A business plan idea : Employ the long term unemployed for a month at low wages to reset the clock, and allow them to start claiming the 99 weeks again. Take a % of their new returns for this "service". Is there a reason this would not work?

Mad Max's picture

1) It's almost certainly illegal and probably violates a wide range of both state and federal laws.

2) In my state you must be continuously employed for a longer period (I think 6 months, but it might be only 3) before you are eligible, or again eligible, for unemployment.

3) The amount of unemployment pay is based on your wages at the most recent job, so this would decrease their unemployment pay for the next bout.
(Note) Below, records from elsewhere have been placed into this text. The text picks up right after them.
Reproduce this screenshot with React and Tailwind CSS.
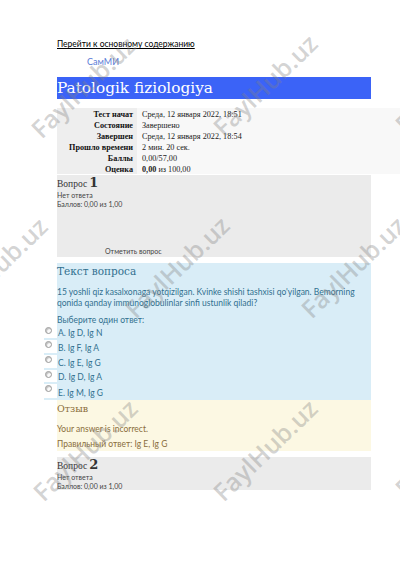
const rows = [
  ["Тест начат", "Среда, 12 января 2022, 18:51"],
  ["Состояние", "Завершено"],
  ["Завершен", "Среда, 12 января 2022, 18:54"],
  ["Прошло времени", "2 мин. 20 сек."],
  ["Баллы", "0,00/57,00"],
  ["Оценка", null],
];

const options = ["A. Ig D, Ig N", "B. Ig F, Ig A", "C. Ig E, Ig G", "D. Ig D, Ig A", "E. Ig M, Ig G"];

// watermark centres
const marks = [
  [83, 87], [265, 85], [447, 82],
  [-5, 268], [177, 267], [353, 267],
  [85, 450], [265, 450], [447, 446],
];

const lato = "font-['Lato','Open_Sans',sans-serif]";
const serif = "font-['DejaVu_Serif',serif]";
const times = "font-['Liberation_Serif','Times_New_Roman',serif]";

function Info({ n, tall }) {
  return (
    <div className={`bg-[#ebebeb] pt-[1px] ${tall ? "h-[82px]" : "h-[33px]"} flex flex-col`}>
      <div className="flex items-baseline leading-[13px]">
        <span className={`${times} text-[9.5px] text-[#333]`}>Вопрос</span>
        <span className={`${serif} text-[13px] font-bold text-[#333] ml-[2px]`}>{n}</span>
      </div>
      <div className={`${lato} text-[7px] leading-[9px] text-[#444]`}>Нет ответа</div>
      <div className={`${lato} text-[7px] leading-[9px] text-[#444]`}>Баллов: 0,00 из 1,00</div>
      {tall && (
        <div className={`${lato} text-[7px] leading-[9px] text-[#444] mt-auto mb-[1px] ml-[48px]`}>Отметить вопрос</div>
      )}
    </div>
  );
}

export default function App() {
  return (
    <div className="relative w-[400px] h-[566px] bg-white overflow-hidden">
      <div className="pt-[38px] pl-[57px]">
        <a className={`${lato} block text-[8.5px] leading-[12px] text-black underline w-fit`}>Перейти к основному содержанию</a>
        <div className={`${lato} text-[9px] leading-[12px] text-[#5b7bd6] ml-[30px] mt-[6px]`}>СамМИ</div>
        <div className="w-[314px] h-[22px] bg-[#3b63f7] mt-[9px] flex items-center">
          <h1 className={`${serif} text-[15.3px] leading-[22px] text-white`}>Patologik fiziologiya</h1>
        </div>

        <table className={`${times} mt-[9px] w-[343px] border-collapse`}>
          <tbody>
            {rows.map(([k, v]) => (
              <tr key={k} className="h-[11px]">
                <th className="bg-[#eeeeee] w-[80px] text-right font-bold text-[8.2px] pr-[4px] leading-[9.5px] pt-[1.5px] text-[#111] whitespace-nowrap">{k}</th>
                <td className="bg-[#f8f8f8] pl-[5px] text-[8.2px] leading-[9.5px] pt-[1.5px] text-[#222]">
                  {v ?? (
                    <>
                      <b>0,00</b> из 100,00
                    </>
                  )}
                </td>
              </tr>
            ))}
          </tbody>
        </table>

        <div className="w-[314px] mt-[1px]">
          <Info n="1" tall />

          <div className="bg-[#d9edf7] mt-[6px] pt-[1px] text-[#31708f]">
            <div className={`${serif} text-[10.5px] leading-[14px]`}>Текст вопроса</div>
            <p className={`${lato} text-[8.5px] leading-[10.5px] mt-[9px] pr-[12px]`}>
              15 yoshli qiz kasalxonaga yotqizilgan. Kvinke shishi tashxisi qo'yilgan. Bemorning qonida qanday immunoglobulinlar sinfi ustunlik qiladi?
            </p>
            <div className={`${lato} text-[8.5px] leading-[11px] mt-[6.5px]`}>Выберите один ответ:</div>
            <div>
              {options.map((o, i) => (
                <div key={o} className={`flex items-end -ml-[13px] ${i === 4 ? "h-[16px]" : "h-[14.7px]"}`}>
                  <div className="w-[13px] h-full bg-white flex flex-col">
                    <span className="w-[7px] h-[7px] rounded-full border border-[#9a9a9a] bg-[#fafafa] shadow-[inset_1px_1px_1px_rgba(0,0,0,0.25)] ml-[1px] mt-[1px]"></span>
                    <span className="mt-auto h-[2px] w-full bg-[#d9edf7]"></span>
                  </div>
                  <span className={`${lato} text-[8.5px] leading-[11px] text-[#31708f] ml-[1px] pb-[1px]`}>{o}</span>
                </div>
              ))}
            </div>
          </div>

          <div className="bg-[#fcf8e3] h-[51px] pt-[2px] text-[#8a6d3b]">
            <div className={`${serif} text-[9.5px] leading-[13px]`}>Отзыв</div>
            <div className={`${lato} text-[8.5px] leading-[11px] mt-[9px]`}>Your answer is incorrect.</div>
            <div className={`${lato} text-[8.5px] leading-[11px] mt-[4px]`}>Правильный ответ: Ig E, Ig G</div>
          </div>

          <div className="mt-[6px]">
            <Info n="2" />
          </div>
        </div>
      </div>

      {marks.map(([x, y], i) => (
        <span
          key={i}
          className="absolute pointer-events-none -translate-x-1/2 -translate-y-1/2 -rotate-[44deg] font-['Open_Sans',sans-serif] font-semibold text-[25px] leading-none text-[rgba(130,130,130,0.35)] whitespace-nowrap"
          style={{ left: x, top: y }}
        >
          FaylHub.uz
        </span>
      ))}
    </div>
  );
}
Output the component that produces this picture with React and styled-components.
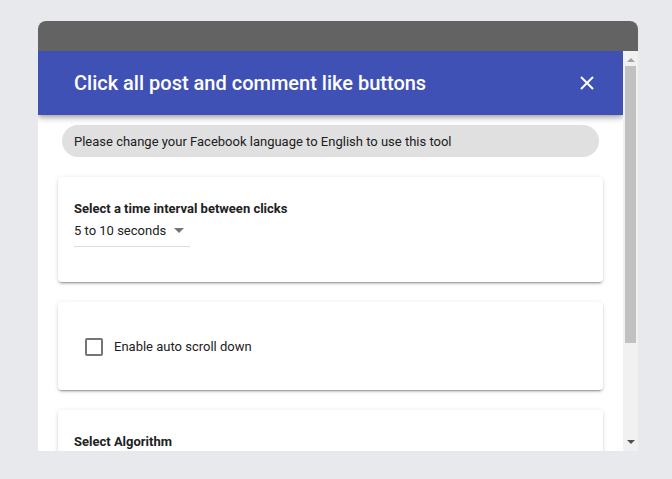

Having said all that, I'll bet it's already being done many places.

tmosley's picture

It is my understanding that the company that lays off a worker must pay for some portion of their unemployment.  As such, there is an incentive not to lay off workers unless absolutely necessary.

Johnny Bravo's picture

The company doesn't pay directly, they pay through FUTA and SUTA.  Companies that file claims have these rates increase for them.

They don't pay directly, but they do have to pay increased insurance rates if people use unemployment.  It's kind of like workman's comp in a way.

anony's picture

The only thing wrong with Goddamn Sux' question of Max U/employment is their refusal to recognize PERMANENT U/employment growing each day, month and year until New Work is invented or we finally recognize that Kurt Vonnegut was right 35 years ago.

Meanwhile subsistence payments will be printed for decades if not millennia to come.

JohnKing's picture

Take Goldman off of welfare. Why are they still a bank holding company?

Widowmaker's picture

Exactly.

Andrew Tilton is just another incompetent welfare queen trying to distract from his own fraud-attachment to the taxpayer mammary gland in the sky..

Goldman is going on what 90 something weeks of welfare?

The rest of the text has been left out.